Rows from a dataset of pages and code:
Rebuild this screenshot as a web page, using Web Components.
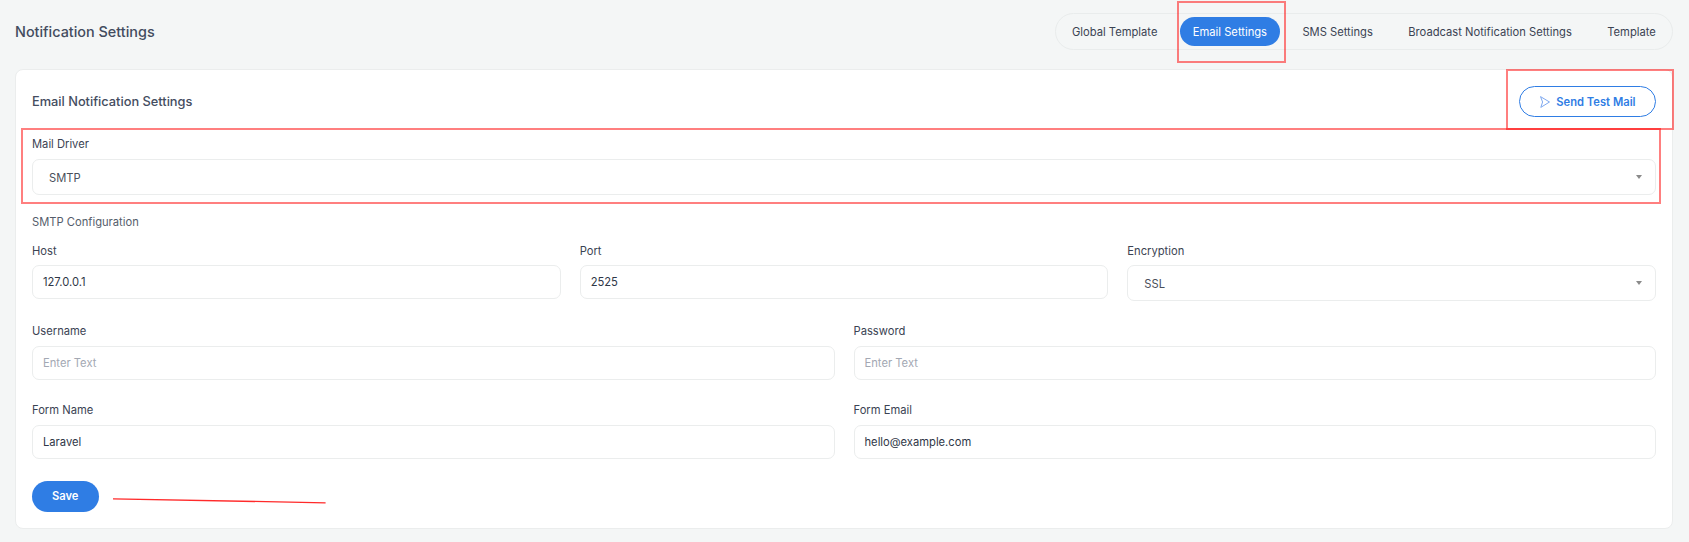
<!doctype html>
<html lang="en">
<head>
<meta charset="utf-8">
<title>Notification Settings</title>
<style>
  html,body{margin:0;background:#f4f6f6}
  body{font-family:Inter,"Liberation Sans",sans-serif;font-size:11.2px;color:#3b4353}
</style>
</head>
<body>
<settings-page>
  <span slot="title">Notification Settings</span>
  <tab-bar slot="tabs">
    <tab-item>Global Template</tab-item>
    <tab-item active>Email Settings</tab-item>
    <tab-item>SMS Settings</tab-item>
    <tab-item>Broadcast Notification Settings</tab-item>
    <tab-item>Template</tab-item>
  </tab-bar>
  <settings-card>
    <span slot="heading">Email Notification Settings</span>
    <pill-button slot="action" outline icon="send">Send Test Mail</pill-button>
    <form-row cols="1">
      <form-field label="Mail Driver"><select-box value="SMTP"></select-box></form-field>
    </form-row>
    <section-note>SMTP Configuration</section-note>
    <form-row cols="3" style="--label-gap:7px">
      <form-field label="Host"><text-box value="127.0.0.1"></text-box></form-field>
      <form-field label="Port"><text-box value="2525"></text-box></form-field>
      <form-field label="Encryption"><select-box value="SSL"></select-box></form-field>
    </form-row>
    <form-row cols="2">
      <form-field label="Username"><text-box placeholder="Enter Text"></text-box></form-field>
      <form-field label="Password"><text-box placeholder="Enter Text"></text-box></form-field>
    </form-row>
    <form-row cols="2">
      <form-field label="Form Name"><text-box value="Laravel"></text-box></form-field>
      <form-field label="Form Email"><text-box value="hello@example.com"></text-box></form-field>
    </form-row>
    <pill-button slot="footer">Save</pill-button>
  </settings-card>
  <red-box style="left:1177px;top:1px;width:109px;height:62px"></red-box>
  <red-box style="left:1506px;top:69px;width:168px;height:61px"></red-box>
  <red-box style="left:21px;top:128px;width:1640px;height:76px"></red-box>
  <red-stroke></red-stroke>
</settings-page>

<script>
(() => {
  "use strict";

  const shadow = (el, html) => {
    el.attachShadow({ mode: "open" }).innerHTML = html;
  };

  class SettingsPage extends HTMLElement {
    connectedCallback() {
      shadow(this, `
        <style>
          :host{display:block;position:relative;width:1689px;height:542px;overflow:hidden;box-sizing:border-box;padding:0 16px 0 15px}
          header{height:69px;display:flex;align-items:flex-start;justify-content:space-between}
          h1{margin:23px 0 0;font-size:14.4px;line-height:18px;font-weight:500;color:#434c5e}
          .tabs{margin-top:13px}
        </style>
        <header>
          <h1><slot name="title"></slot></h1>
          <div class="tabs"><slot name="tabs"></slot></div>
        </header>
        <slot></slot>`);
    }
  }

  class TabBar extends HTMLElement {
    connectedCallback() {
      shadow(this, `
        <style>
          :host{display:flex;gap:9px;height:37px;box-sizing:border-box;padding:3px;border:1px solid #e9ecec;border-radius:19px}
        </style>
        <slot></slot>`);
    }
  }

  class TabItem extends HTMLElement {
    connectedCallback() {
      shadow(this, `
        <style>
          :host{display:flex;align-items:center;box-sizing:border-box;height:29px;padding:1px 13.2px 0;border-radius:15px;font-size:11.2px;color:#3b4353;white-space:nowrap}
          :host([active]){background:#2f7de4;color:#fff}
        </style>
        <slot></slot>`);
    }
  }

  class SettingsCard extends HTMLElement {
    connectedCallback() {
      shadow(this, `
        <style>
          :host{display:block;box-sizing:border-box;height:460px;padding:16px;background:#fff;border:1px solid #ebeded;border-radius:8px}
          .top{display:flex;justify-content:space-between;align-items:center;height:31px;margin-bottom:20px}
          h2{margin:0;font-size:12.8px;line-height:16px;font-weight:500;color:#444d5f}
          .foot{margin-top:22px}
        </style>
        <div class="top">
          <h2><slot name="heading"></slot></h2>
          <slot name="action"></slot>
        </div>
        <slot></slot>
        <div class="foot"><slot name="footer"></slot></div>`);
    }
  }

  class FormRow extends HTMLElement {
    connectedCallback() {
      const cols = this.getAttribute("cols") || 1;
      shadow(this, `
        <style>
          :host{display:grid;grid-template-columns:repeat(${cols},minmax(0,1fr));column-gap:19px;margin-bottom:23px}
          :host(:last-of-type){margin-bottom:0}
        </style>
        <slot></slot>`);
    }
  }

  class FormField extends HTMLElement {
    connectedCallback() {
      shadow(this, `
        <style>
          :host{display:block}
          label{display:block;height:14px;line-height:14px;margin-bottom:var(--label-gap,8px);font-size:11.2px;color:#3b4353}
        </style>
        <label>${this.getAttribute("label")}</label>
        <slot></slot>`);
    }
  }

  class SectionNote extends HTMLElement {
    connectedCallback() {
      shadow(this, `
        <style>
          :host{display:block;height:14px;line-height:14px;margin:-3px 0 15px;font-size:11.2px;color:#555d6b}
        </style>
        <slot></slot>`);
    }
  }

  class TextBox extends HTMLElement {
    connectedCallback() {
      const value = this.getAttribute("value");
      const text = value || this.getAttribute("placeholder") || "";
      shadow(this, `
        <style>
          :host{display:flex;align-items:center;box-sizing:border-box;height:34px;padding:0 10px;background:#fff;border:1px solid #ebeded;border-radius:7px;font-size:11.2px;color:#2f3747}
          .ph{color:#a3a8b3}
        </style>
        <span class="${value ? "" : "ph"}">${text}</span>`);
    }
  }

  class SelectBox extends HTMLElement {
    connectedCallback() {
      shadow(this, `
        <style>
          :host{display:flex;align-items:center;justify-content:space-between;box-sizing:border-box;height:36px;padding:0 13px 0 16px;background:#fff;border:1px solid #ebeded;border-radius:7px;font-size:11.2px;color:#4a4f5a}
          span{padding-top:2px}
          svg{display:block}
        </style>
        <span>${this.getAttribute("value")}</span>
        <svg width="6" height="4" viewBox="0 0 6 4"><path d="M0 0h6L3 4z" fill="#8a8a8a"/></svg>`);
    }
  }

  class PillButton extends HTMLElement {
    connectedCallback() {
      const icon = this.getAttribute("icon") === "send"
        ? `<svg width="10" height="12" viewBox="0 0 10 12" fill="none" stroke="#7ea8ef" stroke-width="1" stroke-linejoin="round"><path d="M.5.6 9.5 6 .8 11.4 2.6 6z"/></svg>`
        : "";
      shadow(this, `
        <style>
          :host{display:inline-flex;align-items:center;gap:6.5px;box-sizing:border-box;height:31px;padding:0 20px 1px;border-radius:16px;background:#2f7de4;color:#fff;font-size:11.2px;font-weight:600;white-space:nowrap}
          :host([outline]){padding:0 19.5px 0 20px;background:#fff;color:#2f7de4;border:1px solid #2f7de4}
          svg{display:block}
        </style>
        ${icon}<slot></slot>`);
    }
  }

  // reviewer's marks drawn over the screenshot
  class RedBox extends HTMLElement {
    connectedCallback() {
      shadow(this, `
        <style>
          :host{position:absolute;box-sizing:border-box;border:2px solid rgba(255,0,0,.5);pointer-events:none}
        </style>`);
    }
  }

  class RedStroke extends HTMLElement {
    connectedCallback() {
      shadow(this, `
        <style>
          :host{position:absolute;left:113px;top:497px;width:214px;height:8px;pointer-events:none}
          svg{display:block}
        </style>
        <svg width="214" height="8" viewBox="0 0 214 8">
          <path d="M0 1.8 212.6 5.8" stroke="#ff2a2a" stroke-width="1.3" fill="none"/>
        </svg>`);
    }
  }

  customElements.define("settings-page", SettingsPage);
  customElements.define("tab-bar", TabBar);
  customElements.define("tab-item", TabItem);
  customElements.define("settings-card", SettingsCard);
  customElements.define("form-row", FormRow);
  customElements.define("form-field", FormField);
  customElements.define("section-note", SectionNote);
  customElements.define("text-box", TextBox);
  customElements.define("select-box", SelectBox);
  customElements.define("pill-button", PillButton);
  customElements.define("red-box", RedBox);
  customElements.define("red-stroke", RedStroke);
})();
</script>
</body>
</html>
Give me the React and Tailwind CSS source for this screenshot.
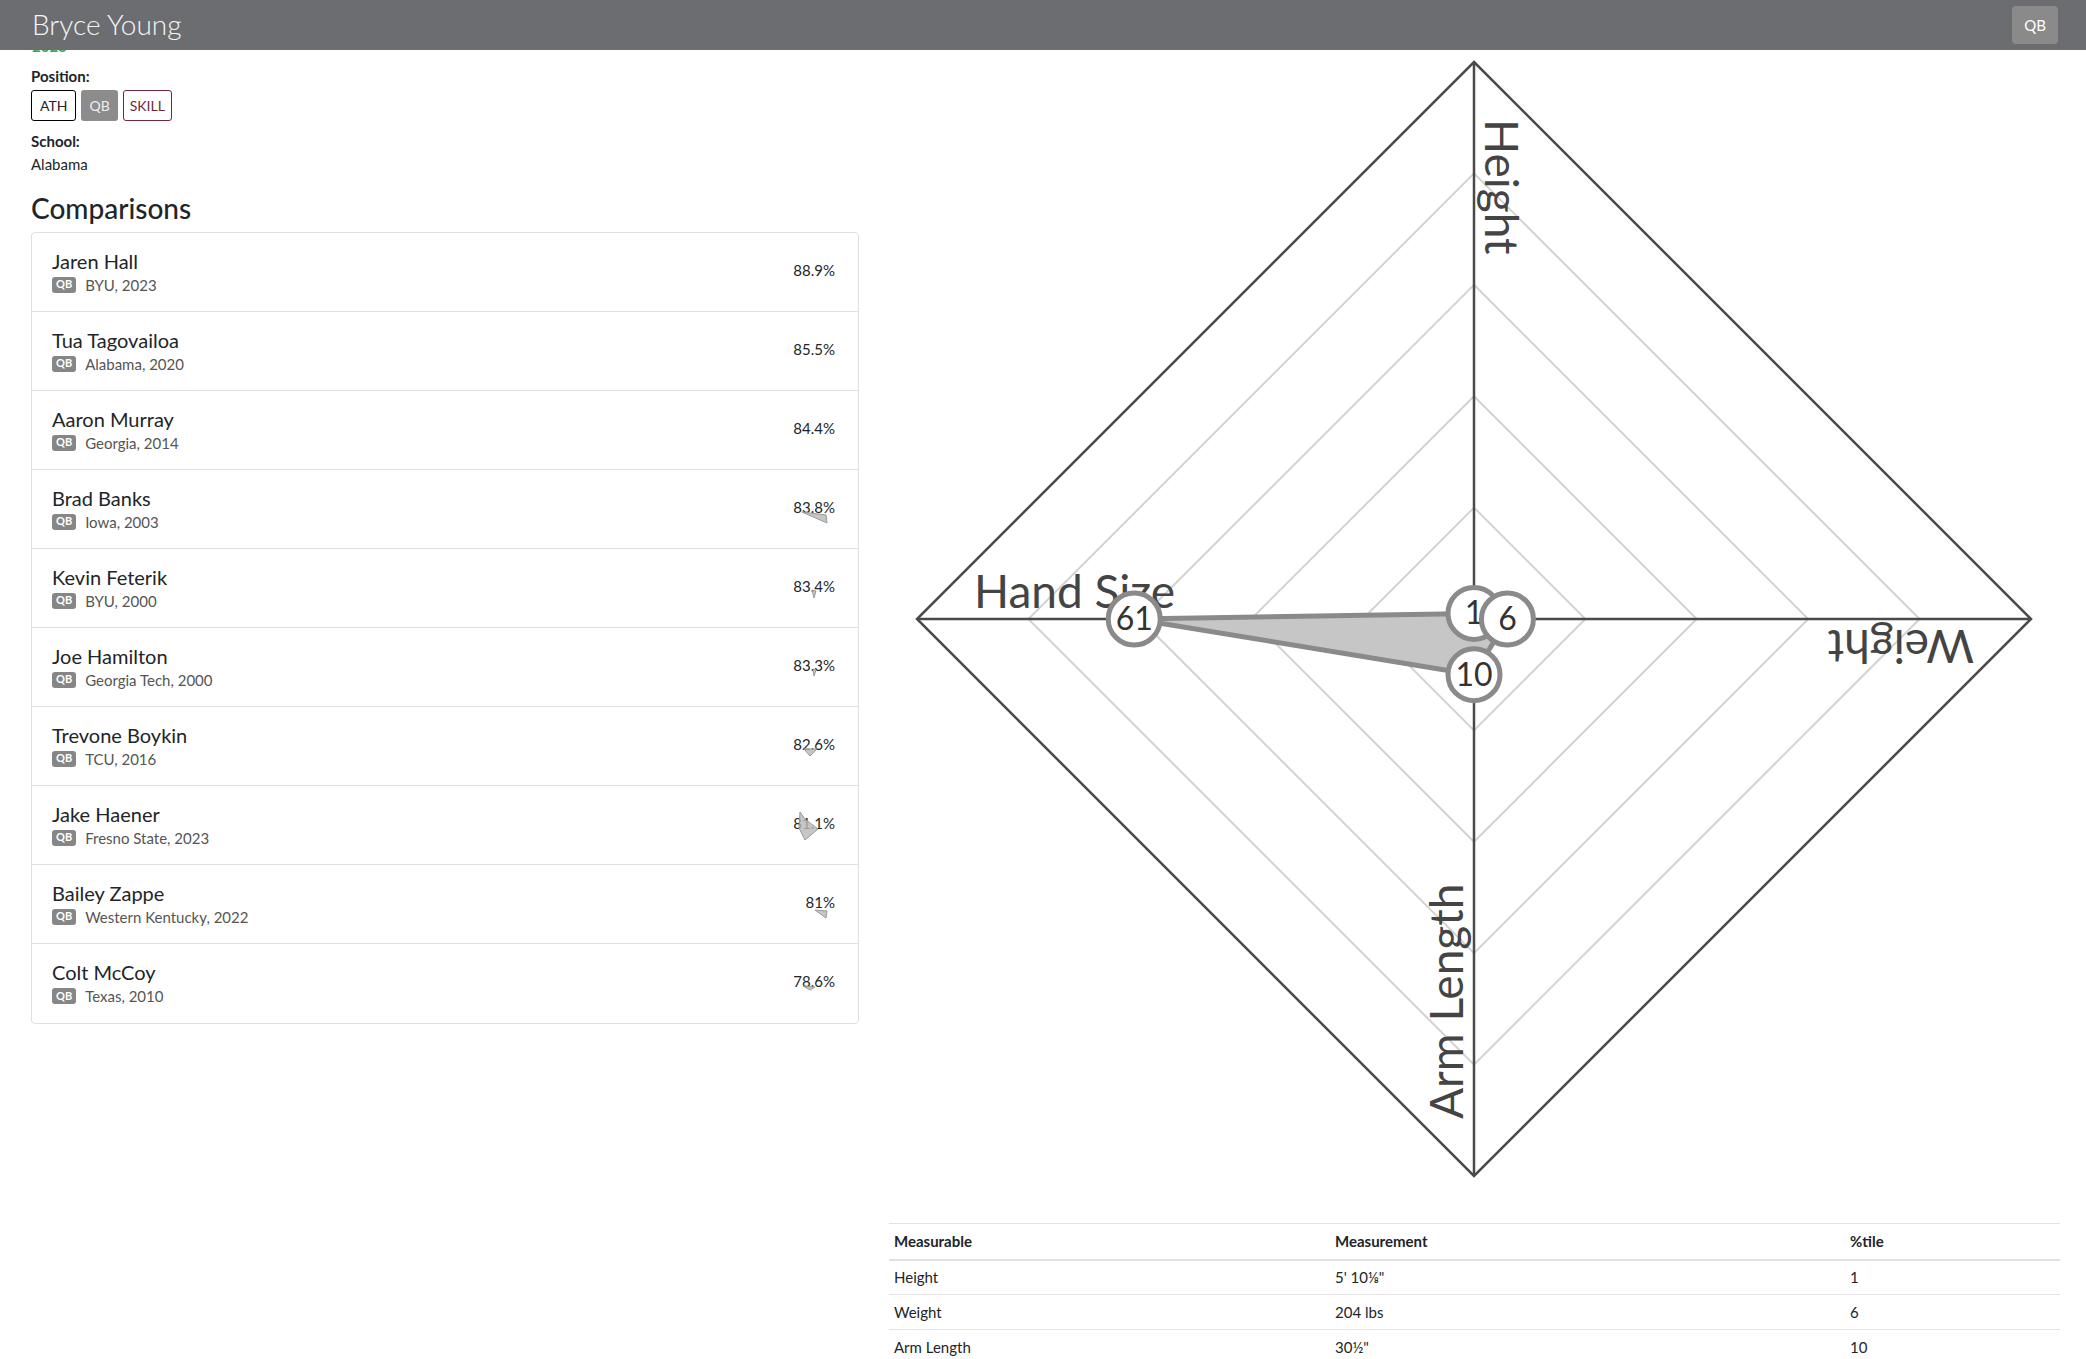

What you should do: Show every line from the listing above in which the string "screenshot" appears.

Expected answer:
Rebuild this screenshot as a web page, using Web Components.
  // reviewer's marks drawn over the screenshot
Give me the React and Tailwind CSS source for this screenshot.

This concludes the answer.